EXERCISE TASK
Only the lines from the start of the data through the line containing "from-[#6e9fcc] to-[#4c7fb2] border-b-2" should be written out, exactly as they are, with both ends included and the pictures left out.

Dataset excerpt
-----

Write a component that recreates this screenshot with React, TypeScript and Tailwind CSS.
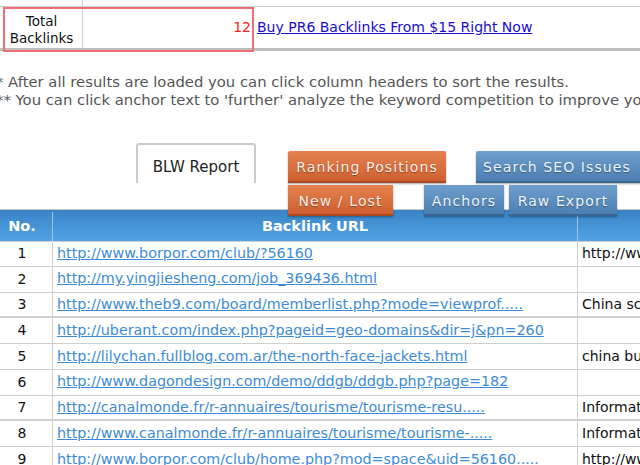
import React from "react";

const rows: { n: number; url: string; anchor: string; thick?: boolean }[] = [
  { n: 1, url: "http://www.borpor.com/club/?56160", anchor: "http://www.borpor.com" },
  { n: 2, url: "http://my.yingjiesheng.com/job_369436.html", anchor: "" },
  { n: 3, url: "http://www.theb9.com/board/memberlist.php?mode=viewprof.....", anchor: "China school uniforms", thick: true },
  { n: 4, url: "http://uberant.com/index.php?pageid=geo-domains&dir=j&pn=260", anchor: "" },
  { n: 5, url: "http://lilychan.fullblog.com.ar/the-north-face-jackets.html", anchor: "china business" },
  { n: 6, url: "http://www.dagondesign.com/demo/ddgb/ddgb.php?page=182", anchor: "" },
  { n: 7, url: "http://canalmonde.fr/r-annuaires/tourisme/tourisme-resu.....", anchor: "Information", thick: true },
  { n: 8, url: "http://www.canalmonde.fr/r-annuaires/tourisme/tourisme-.....", anchor: "Information" },
  { n: 9, url: "http://www.borpor.com/club/home.php?mod=space&uid=56160.....", anchor: "http://www.borpor.com" },
];

const orange =
  "bg-gradient-to-b from-[#e4824f] to-[#cf5f30] border-b-2 border-[#a9491f] text-[#fbeee6] shadow-[0_1px_2px_rgba(0,0,0,0.35)] [text-shadow:0_1px_1px_rgba(0,0,0,0.35)]";
const blue =
  "bg-gradient-to-b from-[#6e9fcc] to-[#4c7fb2] border-b-2 border-[#3a6694] text-[#eef4fa] shadow-[0_1px_2px_rgba(0,0,0,0.35)] [text-shadow:0_1px_1px_rgba(0,0,0,0.35)]";

export default function App() {
  return (
    <div className="relative w-[640px] h-[465px] overflow-hidden bg-white font-['DejaVu_Sans',Verdana,sans-serif] text-[14px]">
      {/* top summary table */}
      <div className="relative">
        <div className="flex h-[7px] border-b border-[#cfcfcf]">
          <div className="w-[83px] shrink-0 border-r border-[#cfcfcf]" />
        </div>
        <div className="flex h-[41px] items-center">
          <div className="w-[83px] shrink-0 h-full border-r border-[#cfcfcf] flex flex-col items-center justify-center pt-[4px] leading-[17px] text-[13.5px] text-[#111] pl-[1px]">
            <span>Total</span>
            <span>Backlinks</span>
          </div>
          <div className="w-[168px] shrink-0 text-right text-[#ff2020]">12</div>
          <a href="#" className="ml-[6px] shrink-0 whitespace-nowrap text-[#1a0dcc] underline">
            Buy PR6 Backlinks From $15 Right Now
          </a>
        </div>
        <div className="h-[3px] bg-[#bdbdbd]" />
        <div className="absolute left-[3px] top-[7px] w-[251px] h-[45px] border-2 border-[#ef6f73] pointer-events-none" />
      </div>

      {/* notes */}
      <div className="mt-[22px] ml-[-4px] leading-[18px] text-[14.8px] text-[#555] whitespace-nowrap">
        <div>* After all results are loaded you can click column headers to sort the results.</div>
        <div>** You can click anchor text to 'further' analyze the keyword competition to improve your rankings.</div>
      </div>

      {/* tabs */}
      <div className="relative z-10 mt-[34px] h-[73px] flex">
        <div className="ml-[136px] shrink-0 w-[120px] h-[40px] pt-[6px] border-2 border-b-0 border-[#cccccc] rounded-t-[3px] flex items-center justify-center text-[#222] text-[15px] bg-white">
          BLW Report
        </div>
        <div className="flex flex-col shrink-0 ml-[32px]">
          <div className="flex mt-[8px] h-[32px]">
            <div className={`w-[158px] shrink-0 pt-[3px] rounded-t-[2px] flex items-center justify-center text-[14px] tracking-[1.1px] whitespace-nowrap ${orange}`}>
              Ranking Positions
            </div>
            <div className={`ml-[30px] shrink-0 w-[170px] pt-[3px] rounded-t-[2px] flex items-center pl-[7px] text-[14px] tracking-[1.1px] whitespace-nowrap ${blue}`}>
              Search SEO Issues
            </div>
          </div>
          <div className="flex mt-[2px] h-[31px]">
            <div className={`w-[105px] shrink-0 pt-[4px] flex items-center justify-center text-[14px] tracking-[1.1px] whitespace-nowrap ${orange}`}>
              New / Lost
            </div>
            <div className={`ml-[31px] shrink-0 w-[80px] pt-[4px] flex items-center justify-center text-[14px] tracking-[1.1px] whitespace-nowrap ${blue}`}>
              Anchors
            </div>
            <div className={`ml-[5px] shrink-0 w-[108px] pt-[4px] flex items-center justify-center text-[14px] tracking-[1.1px] whitespace-nowrap ${blue}`}>
              Raw Export
            </div>
          </div>
        </div>
      </div>

      {/* results table */}
      <div className="mt-[-7px]">
        <div className="flex h-[32px] pt-[2px] border-t border-[#c8c8c8] bg-gradient-to-b from-[#3883c6] to-[#52a4e4] text-white font-bold text-[14.5px]">
          <div className="w-[53px] shrink-0 border-r border-[#9cc6ea] flex items-center justify-center pr-[8px]">No.</div>
          <div className="w-[525px] shrink-0 border-r border-[#9cc6ea] flex items-center justify-center">Backlink URL</div>
          <div className="flex-1" />
        </div>
        {rows.map((r) => (
          <div
            key={r.n}
            className={`flex h-[25.75px] border-[#cfcfcf] ${r.thick ? "border-b-2" : "border-b"} ${r.n === 1 ? "border-t" : ""}`}
          >
            <div className="w-[53px] shrink-0 border-r border-[#cfcfcf] flex items-center justify-center pr-[8px] text-[#111]">
              {r.n}
            </div>
            <div className="w-[525px] shrink-0 border-r border-[#cfcfcf] flex items-center pl-[4px] overflow-hidden whitespace-nowrap">
              <a href="#" className="text-[#3d8bd6] underline text-[14.3px]">
                {r.url}
              </a>
            </div>
            <div className="flex-1 min-w-0 flex items-center pl-[4px] whitespace-nowrap overflow-hidden text-[#111]">
              {r.anchor}
            </div>
          </div>
        ))}
      </div>
    </div>
  );
}
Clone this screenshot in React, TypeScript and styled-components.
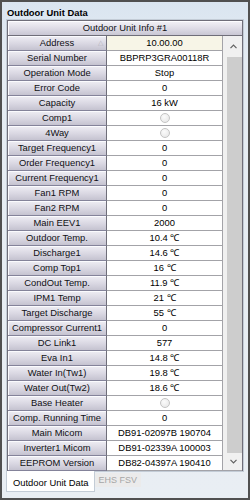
import React from 'react';
import styled, {createGlobalStyle} from 'styled-components';

const GlobalStyle = createGlobalStyle`
    html, body {
        margin: 0;
        padding: 0;
        background: #ffffff;
    }
    body {
        font-family: "Liberation Sans", Arial, sans-serif;
    }
`;

const Frame = styled.div`
    width: 250px;
    height: 500px;
    box-sizing: border-box;
    border: 2px solid #505050;
    background: linear-gradient(#dae5f0, #e5ecf3 60px, #e9eef3);
    display: flex;
    flex-direction: column;
    font-family: "Liberation Sans", Arial, sans-serif;
    font-size: 9.4px;
    color: #101014;
`;

const Title = styled.div`
    height: 17px;
    box-sizing: border-box;
    padding: 5px 0 0 5px;
    line-height: 12px;
    font-weight: bold;
    color: #000;
`;

const TabPage = styled.div`
    margin: 0 4px;
    border: 1px solid #c3ccd6;
    background: #f3f6f9;
`;

const Grid = styled.div`
    border: 1px solid #6f6e79;
    border-bottom: none;
    background: #fff;
`;

const Header = styled.div`
    height: 15px;
    box-sizing: border-box;
    border-bottom: 1px solid #6f6e79;
    line-height: 14px;
    text-align: center;
    background: linear-gradient(#f3f2f7, #dddbe5 55%, #c9c7d4);
    box-shadow: inset 1px 1px 0 #fdfdff;
`;

const Body = styled.div`
    display: flex;
`;

const Table = styled.div`
    display: flex;
    flex-direction: column;
`;

const Row = styled.div`
    display: grid;
    grid-template-columns: 99px 116px;
    height: 15px;
`;

const NameCell = styled.div`
    position: relative;
    box-sizing: border-box;
    border-right: 1px solid #6f6e79;
    border-bottom: 1px solid #84839a;
    line-height: 14px;
    text-align: center;
    white-space: nowrap;
    background: linear-gradient(#efeef4, #d9d7e2 55%, #c5c3d0);
    box-shadow: inset 1px 1px 0 #fbfbfe;
`;

const SortMark = styled.span`
    position: absolute;
    right: 3px;
    top: 0;
    font-size: 7px;
    color: #b4b4bc;
`;

const ValueCell = styled.div<{ $selected?: boolean }>`
    box-sizing: border-box;
    border-right: 1px solid #a3a3a8;
    border-bottom: 1px solid #a3a3a8;
    line-height: 14px;
    text-align: center;
    white-space: nowrap;
    color: #000;
    background: ${(p) => (p.$selected ? '#f7f5e7' : '#ffffff')};
`;

const Radio = styled.span`
    display: inline-block;
    width: 10px;
    height: 10px;
    margin-top: 2px;
    box-sizing: border-box;
    border-radius: 50%;
    border: 1px solid #c4c4c4;
    background: radial-gradient(circle at 40% 35%, #fbfbfb, #e4e4e4);
    vertical-align: top;
`;

const ScrollBar = styled.div`
    width: 19px;
    height: 435px;
    box-sizing: border-box;
    border-bottom: 1px solid #a3a3a8;
    background: #f0f0f0;
    display: flex;
    flex-direction: column;
`;

const Arrow = styled.div<{ $h: number }>`
    height: ${(p) => p.$h}px;
    display: flex;
    align-items: center;
    justify-content: center;
    padding-left: 2px;
`;

const Thumb = styled.div`
    flex: 1;
    margin: 0 0 0 4px;
    background: #cdcdcd;
`;

const TabStrip = styled.div`
    flex: 1;
    display: flex;
    align-items: flex-start;
    padding-left: 4px;
`;

const Tab = styled.div<{ $active?: boolean }>`
    box-sizing: border-box;
    white-space: nowrap;
    ${(p) =>
        p.$active
            ? `
        margin-top: -1px;
        height: 21px;
        padding: 7px 5px 0 6px;
        line-height: 10px;
        background: #ffffff;
        border: 1px solid #c3ccd6;
        border-top: none;
        color: #000;
    `
            : `
        margin-top: 1px;
        height: 14px;
        padding: 2px 4px 0 4px;
        line-height: 10px;
        background: #ebebeb;
        color: #a6a6a6;
        font-size: 9px;
    `}
`;

type Item = {
    name: string;
    value?: string;
    radio?: boolean;
    selected?: boolean;
    sorted?: boolean;
};

const items: Item[] = [
    {name: 'Address', value: '10.00.00', selected: true, sorted: true},
    {name: 'Serial Number', value: 'BBPRP3GRA00118R'},
    {name: 'Operation Mode', value: 'Stop'},
    {name: 'Error Code', value: '0'},
    {name: 'Capacity', value: '16 kW'},
    {name: 'Comp1', radio: true},
    {name: '4Way', radio: true},
    {name: 'Target Frequency1', value: '0'},
    {name: 'Order Frequency1', value: '0'},
    {name: 'Current Frequency1', value: '0'},
    {name: 'Fan1 RPM', value: '0'},
    {name: 'Fan2 RPM', value: '0'},
    {name: 'Main EEV1', value: '2000'},
    {name: 'Outdoor Temp.', value: '10.4 ℃'},
    {name: 'Discharge1', value: '14.6 ℃'},
    {name: 'Comp Top1', value: '16 ℃'},
    {name: 'CondOut Temp.', value: '11.9 ℃'},
    {name: 'IPM1 Temp', value: '21 ℃'},
    {name: 'Target Discharge', value: '55 ℃'},
    {name: 'Compressor Current1', value: '0'},
    {name: 'DC Link1', value: '577'},
    {name: 'Eva In1', value: '14.8 ℃'},
    {name: 'Water In(Tw1)', value: '19.8 ℃'},
    {name: 'Water Out(Tw2)', value: '18.6 ℃'},
    {name: 'Base Heater', radio: true},
    {name: 'Comp. Running Time', value: '0'},
    {name: 'Main Micom', value: 'DB91-02097B 190704'},
    {name: 'Inverter1 Micom', value: 'DB91-02339A 100003'},
    {name: 'EEPROM Version', value: 'DB82-04397A 190410'},
];

const Chevron = ({up}: { up?: boolean }) => (
    <svg width="7" height="5" viewBox="0 0 7 5">
        <path
            d={up ? 'M0.5 4.2 L3.5 1.2 L6.5 4.2' : 'M0.5 0.8 L3.5 3.8 L6.5 0.8'}
            fill="none"
            stroke="#606060"
            strokeWidth="1.2"
        />
    </svg>
);

const App = () => {
    return (
        <Frame>
            <GlobalStyle/>
            <Title>Outdoor Unit Data</Title>
            <TabPage>
                <Grid>
                    <Header>Outdoor Unit Info #1</Header>
                    <Body>
                        <Table>
                            {items.map((item, index) => (
                                <Row key={index}>
                                    <NameCell>
                                        {item.name}
                                        {item.sorted && <SortMark>△</SortMark>}
                                    </NameCell>
                                    <ValueCell $selected={item.selected}>
                                        {item.radio ? <Radio/> : item.value}
                                    </ValueCell>
                                </Row>
                            ))}
                        </Table>
                        <ScrollBar>
                            <Arrow $h={21}>
                                <Chevron up/>
                            </Arrow>
                            <Thumb/>
                            <Arrow $h={17}>
                                <Chevron/>
                            </Arrow>
                        </ScrollBar>
                    </Body>
                </Grid>
            </TabPage>
            <TabStrip>
                <Tab $active>Outdoor Unit Data</Tab>
                <Tab>EHS FSV</Tab>
            </TabStrip>
        </Frame>
    );
};

export default App;
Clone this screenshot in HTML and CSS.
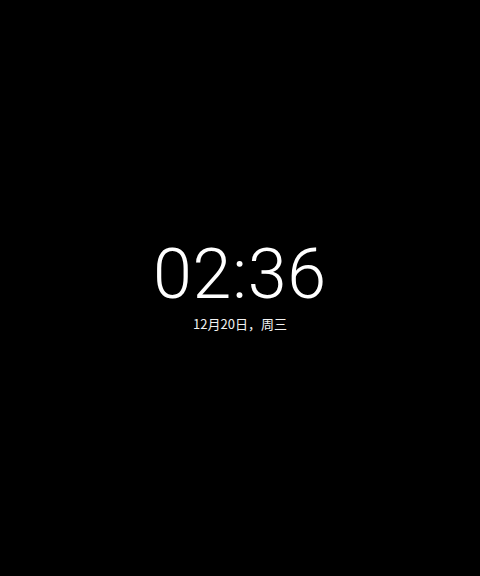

-----

SOLUTION
Write a component that recreates this screenshot with React, TypeScript and Tailwind CSS.
import React from "react";

const rows: { n: number; url: string; anchor: string; thick?: boolean }[] = [
  { n: 1, url: "http://www.borpor.com/club/?56160", anchor: "http://www.borpor.com" },
  { n: 2, url: "http://my.yingjiesheng.com/job_369436.html", anchor: "" },
  { n: 3, url: "http://www.theb9.com/board/memberlist.php?mode=viewprof.....", anchor: "China school uniforms", thick: true },
  { n: 4, url: "http://uberant.com/index.php?pageid=geo-domains&dir=j&pn=260", anchor: "" },
  { n: 5, url: "http://lilychan.fullblog.com.ar/the-north-face-jackets.html", anchor: "china business" },
  { n: 6, url: "http://www.dagondesign.com/demo/ddgb/ddgb.php?page=182", anchor: "" },
  { n: 7, url: "http://canalmonde.fr/r-annuaires/tourisme/tourisme-resu.....", anchor: "Information", thick: true },
  { n: 8, url: "http://www.canalmonde.fr/r-annuaires/tourisme/tourisme-.....", anchor: "Information" },
  { n: 9, url: "http://www.borpor.com/club/home.php?mod=space&uid=56160.....", anchor: "http://www.borpor.com" },
];

const orange =
  "bg-gradient-to-b from-[#e4824f] to-[#cf5f30] border-b-2 border-[#a9491f] text-[#fbeee6] shadow-[0_1px_2px_rgba(0,0,0,0.35)] [text-shadow:0_1px_1px_rgba(0,0,0,0.35)]";
const blue =
  "bg-gradient-to-b from-[#6e9fcc] to-[#4c7fb2] border-b-2 border-[#3a6694] text-[#eef4fa] shadow-[0_1px_2px_rgba(0,0,0,0.35)] [text-shadow:0_1px_1px_rgba(0,0,0,0.35)]";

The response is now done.